There's this quirky movie from 1990 called "Metropolitan" about these horribly pretentious Manhattanite college students. One of them talks about literature a lot, but admits that he never actually reads novels; he only reads literary criticism. At least he did better than our former vice-president Dan Quayle, who saw himself fit enough to criticize Salman Rushdie's Satanic Verses in public without ever having read the book. (Click here for that story and more entertaining Quaylisms.)
I've decided to take the Metropolitan/Quayle idea a step further. I'm going to become a renowned expert in TV shows I've never seen by watching only the E! True Hollywood Story behind-the-scenes documentaries about said shows.
I'll admit I sort of backed into this project by accident. One day I was channel surfing when I came across The E! True Hollywood Story of the sitcom Growing Pains. I started watching, even though I had never even heard of this show that ran from 1985-1992. After only a few minutes I was hooked on the tale of how this show was cast, the love-affair-that-almost-was between Alan Thicke and Joanna Kerns, and the love & respect the players had for each other until teen heartthrob Kirk Cameron's foray into fundamentalist Christianity and oh-so-cute Tracey Gold's anorexia almost tore the cast apart. Throw in a former Playboy Playmate getting kicked off the show because it offended Kirk's new Christian sensibility, and you have a real behind-the-scenes HIT with me. I had more fun watching this drivel than I ever would have seeing the show itself. The way I see it, why waste your time with the real show at all if you can get the recap AND the scandals in one shot from the E! True Hollywood Story?

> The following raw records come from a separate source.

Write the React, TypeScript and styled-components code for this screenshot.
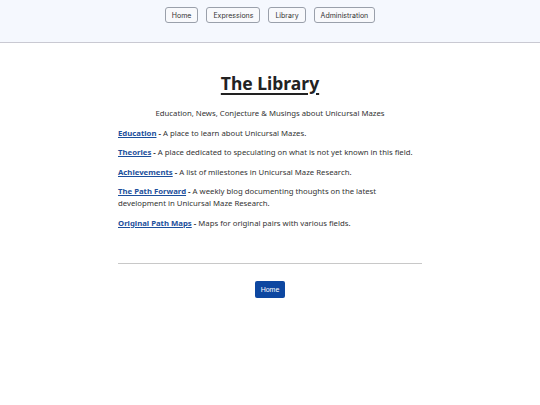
import React, { FC } from 'react';
import styled, { createGlobalStyle } from 'styled-components';

const GlobalStyle = createGlobalStyle`
	html, body {
		margin: 0;
		padding: 0;
		background: #ffffff;
	}
	body {
		font-family: 'Noto Sans', 'Open Sans', sans-serif;
		color: #333333;
	}
`;

const Header = styled('header')`
	height: 43px;
	background: #f5f8fe;
	border-bottom: 1px solid #c9c9d2;
	display: flex;
	justify-content: center;
	align-items: flex-start;
	padding-top: 7px;
	box-sizing: border-box;
	gap: 8px;
`;

const NavButton = styled('a')`
	display: inline-flex;
	align-items: center;
	height: 16px;
	padding: 0 6px;
	box-sizing: border-box;
	border: 1px solid #9aa0ab;
	border-radius: 3px;
	background: #f8f9fc;
	font-family: 'Inter', 'Liberation Sans', sans-serif;
	font-size: 7px;
	color: #333;
	text-decoration: none;
`;

const Main = styled('main')`
	width: 304px;
	margin: 0 auto;
	padding-top: 27px;
`;

const Title = styled('h1')`
	margin: 0;
	text-align: center;
	font-size: 17.5px;
	line-height: 26px;
	font-weight: 700;
	color: #222;
	text-decoration: underline;
	text-decoration-thickness: 2px;
	text-underline-offset: 3px;
`;

const Subtitle = styled('p')`
	margin: 11px 0 0;
	text-align: center;
	font-size: 7.75px;
	line-height: 12px;
`;

const Entry = styled('p')`
	margin: 7.5px 0 0;
	font-size: 7.75px;
	line-height: 12px;
`;

const EntryLink = styled('a')`
	color: #1c4f9c;
	font-weight: 700;
	text-decoration: underline;
`;

const Dash = styled('b')`
	font-weight: 700;
`;

const Rule = styled('hr')`
	margin: 34px 0 0;
	border: 0;
	border-top: 1px solid #c8c8c8;
`;

const Footer = styled('div')`
	display: flex;
	justify-content: center;
	margin-top: 17px;
`;

const HomeButton = styled('a')`
	display: inline-flex;
	align-items: center;
	justify-content: center;
	height: 17px;
	padding: 0 6px;
	border-radius: 2px;
	background: #0d47a1;
	color: #ffffff;
	font-family: 'Liberation Sans', 'Inter', sans-serif;
	font-size: 7px;
	text-decoration: none;
`;

const entries = [
	{ name: 'Education', text: 'A place to learn about Unicursal Mazes.' },
	{ name: 'Theories', text: 'A place dedicated to speculating on what is not yet known in this field.' },
	{ name: 'Achievements', text: 'A list of milestones in Unicursal Maze Research.' },
	{ name: 'The Path Forward', text: 'A weekly blog documenting thoughts on the latest development in Unicursal Maze Research.' },
	{ name: 'Original Path Maps', text: 'Maps for original pairs with various fields.' },
];

const App: FC = () => {
	return (
		<>
			<GlobalStyle />
			<Header>
				<NavButton href="#">{'Home'}</NavButton>
				<NavButton href="#">{'Expressions'}</NavButton>
				<NavButton href="#">{'Library'}</NavButton>
				<NavButton href="#">{'Administration'}</NavButton>
			</Header>
			<Main>
				<Title>{'The Library'}</Title>
				<Subtitle>{'Education, News, Conjecture & Musings about Unicursal Mazes'}</Subtitle>
				{entries.map((e) => (
					<Entry key={e.name}>
						<EntryLink href="#">{e.name}</EntryLink>
						<Dash>{' - '}</Dash>
						{e.text}
					</Entry>
				))}
				<Rule />
				<Footer>
					<HomeButton href="#">{'Home'}</HomeButton>
				</Footer>
			</Main>
		</>
	);
};

export default App;
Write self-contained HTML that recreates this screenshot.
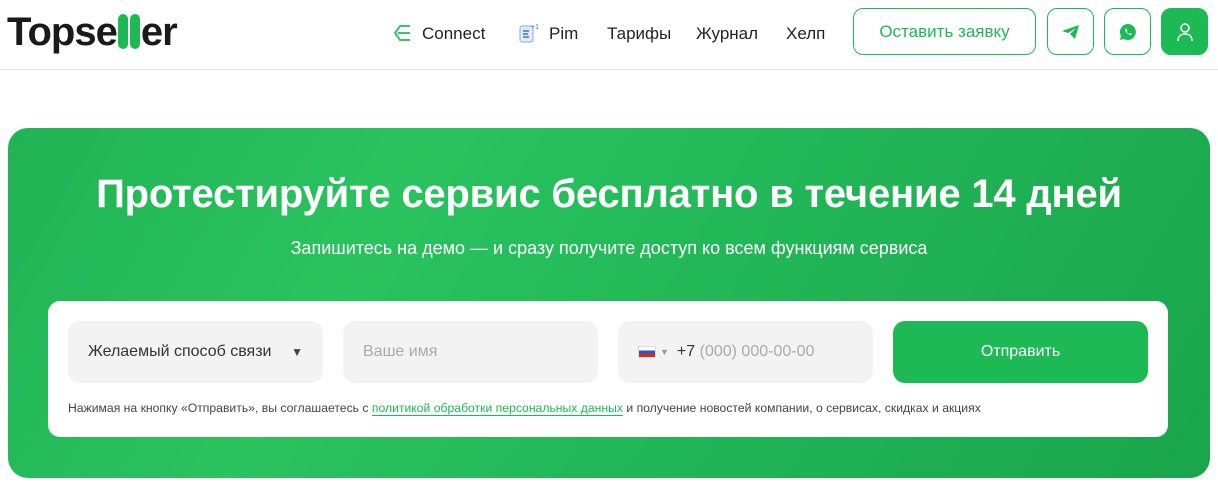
<!DOCTYPE html>
<html><head><meta charset="utf-8"><style>
*{box-sizing:border-box;margin:0;padding:0}
body{width:1218px;height:496px;background:#fff;font-family:"Liberation Sans",sans-serif;position:relative;overflow:hidden;color:#1e1e1e}
.hdr{position:absolute;left:0;top:0;width:1218px;height:70px;border-bottom:1px solid #e6e6e6}
.logo{position:absolute;left:7px;top:10px;font-size:40px;font-weight:bold;letter-spacing:-1px;color:#1a1a1a}
.logo i{display:inline-block;width:10px;height:35px;background:#1db954;border-radius:5px;margin:0 1px;vertical-align:-4px}
.nav{position:absolute;top:24px;font-size:17px;color:#222}
.btn{position:absolute;top:8px;height:47px;border:1.5px solid #1db954;border-radius:10px;color:#1db954;display:flex;align-items:center;justify-content:center}
.card{position:absolute;left:8px;top:128px;width:1202px;height:350px;border-radius:20px;background:linear-gradient(120deg,#21b354 0%,#2ac35e 30%,#22b858 55%,#1aa54b 100%);overflow:hidden}
h1{position:absolute;top:172px;left:0;width:1218px;text-align:center;color:#fff;font-size:40px;font-weight:bold;letter-spacing:-0.2px}
.sub{position:absolute;top:238px;left:0;width:1218px;text-align:center;color:#fff;font-size:18px}
.form{position:absolute;left:48px;top:301px;width:1120px;height:136px;background:#fff;border-radius:12px}
.f{position:absolute;top:20px;height:62px;width:255px;background:#f3f3f3;border-radius:12px;font-size:16px;display:flex;align-items:center;padding-left:20px}
.note{position:absolute;left:20px;top:100px;font-size:12.2px;color:#444}
.note span{color:#1db954;border-bottom:1px solid #1db954}
</style></head><body>
<div class="hdr">
<div class="logo">Topse<i></i><i></i>er</div>
<svg style="position:absolute;left:392px;top:24px" width="20" height="18" viewBox="0 0 20 18"><path d="M18 2H8L3 9l5 7h10M6 9h12" fill="none" stroke="#3cc46c" stroke-width="2"/></svg>
<div class="nav" style="left:422px">Connect</div>
<svg style="position:absolute;left:519px;top:22px" width="20" height="22" viewBox="0 0 20 22"><rect x="1" y="4" width="13" height="16" rx="2" fill="#e4ecff" stroke="#8aa8f0"/><path d="M4 9h6M4 12h5M4 15h6" stroke="#3d6ee8" stroke-width="1.5"/><text x="12" y="7" font-size="7" fill="#3d6ee8" font-family="Liberation Sans">+1</text></svg>
<div class="nav" style="left:549px">Pim</div>
<div class="nav" style="left:607px">Тарифы</div>
<div class="nav" style="left:696px">Журнал</div>
<div class="nav" style="left:786px">Хелп</div>
<div class="btn" style="left:853px;width:183px;font-size:17px">Оставить заявку</div>
<div class="btn" style="left:1047px;width:47px"><svg width="20" height="18" viewBox="0 0 20 18"><path d="M1 8L18 2 14 16 9 11 15 5 7 10z" fill="#1db954"/></svg></div>
<div class="btn" style="left:1104px;width:47px"><svg width="20" height="20" viewBox="0 0 20 20"><path d="M10 2a8 8 0 0 0-7 12l-1 4 4-1a8 8 0 1 0 4-15z" fill="#1db954"/><path d="M7 7c0 3 3 6 6 6l1-1-2-1-1 1c-1-.5-2-1.5-2.5-2.5l1-1-1-2z" fill="#fff"/></svg></div>
<div class="btn" style="left:1161px;width:47px;background:#1db954"><svg width="20" height="20" viewBox="0 0 20 20"><circle cx="10" cy="6" r="4" fill="none" stroke="#fff" stroke-width="1.5"/><path d="M3 19c0-5 3-7 7-7s7 2 7 7" fill="none" stroke="#fff" stroke-width="1.5"/></svg></div>
</div>
<div class="card"></div>
<h1>Протестируйте сервис бесплатно в течение 14 дней</h1>
<div class="sub">Запишитесь на демо — и сразу получите доступ ко всем функциям сервиса</div>
<div class="form">
<div class="f" style="left:20px;color:#333">Желаемый способ связи<span style="position:absolute;right:20px;font-size:12px;color:#444">▼</span></div>
<div class="f" style="left:295px;color:#aaa">Ваше имя</div>
<div class="f" style="left:570px;color:#aaa"><span style="display:inline-block;width:18px;height:12px;background:linear-gradient(#fff 33%,#2c53c9 33% 66%,#d52b1e 66%);border:1px solid #ddd;margin-right:4px"></span><span style="font-size:9px;color:#999;margin-right:8px">▼</span><span style="color:#333">+7</span>&nbsp;(000) 000-00-00</div>
<div class="f" style="left:845px;background:#1db954;color:#fff;justify-content:center;padding:0">Отправить</div>
<div class="note">Нажимая на кнопку «Отправить», вы соглашаетесь с <span>политикой обработки персональных данных</span> и получение новостей компании, о сервисах, скидках и акциях</div>
</div>
</body></html>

It's like CliffsNotes for TV. It's brilliant. From now on when somebody asks me if I've been following such-and-such show, I can just tell them "oh I don't watch shows on TV - I just wait for the E! abbreviated version to come out." Imagine how much time I'll have for other projects.
And it doesn't have to stop with sitcoms either. Thanks to VH1's Bands Reunited, I am now intimately familiar with the careers and surrounding scandals of the members of the bands Vixen and Klymaxx, two bands I had never even heard of before this brilliant VH1 series brought them to my attention. Years down the road when I'm sitting around with my friends reminiscing about the past, I'll be able to talk about how I used to rock down to Vixen & Klymaxx. (I'll conveniently forget to mention that I rocked down to them for a period of one hour apiece during these VH1 specials.) I'll seem that much more culturally literate. It can only help.
1 comment:
Sweetie, I hate to burst your bubble, but saying you rocked down to Vixen and Klymaxx isn't going to make you seem culturally anything.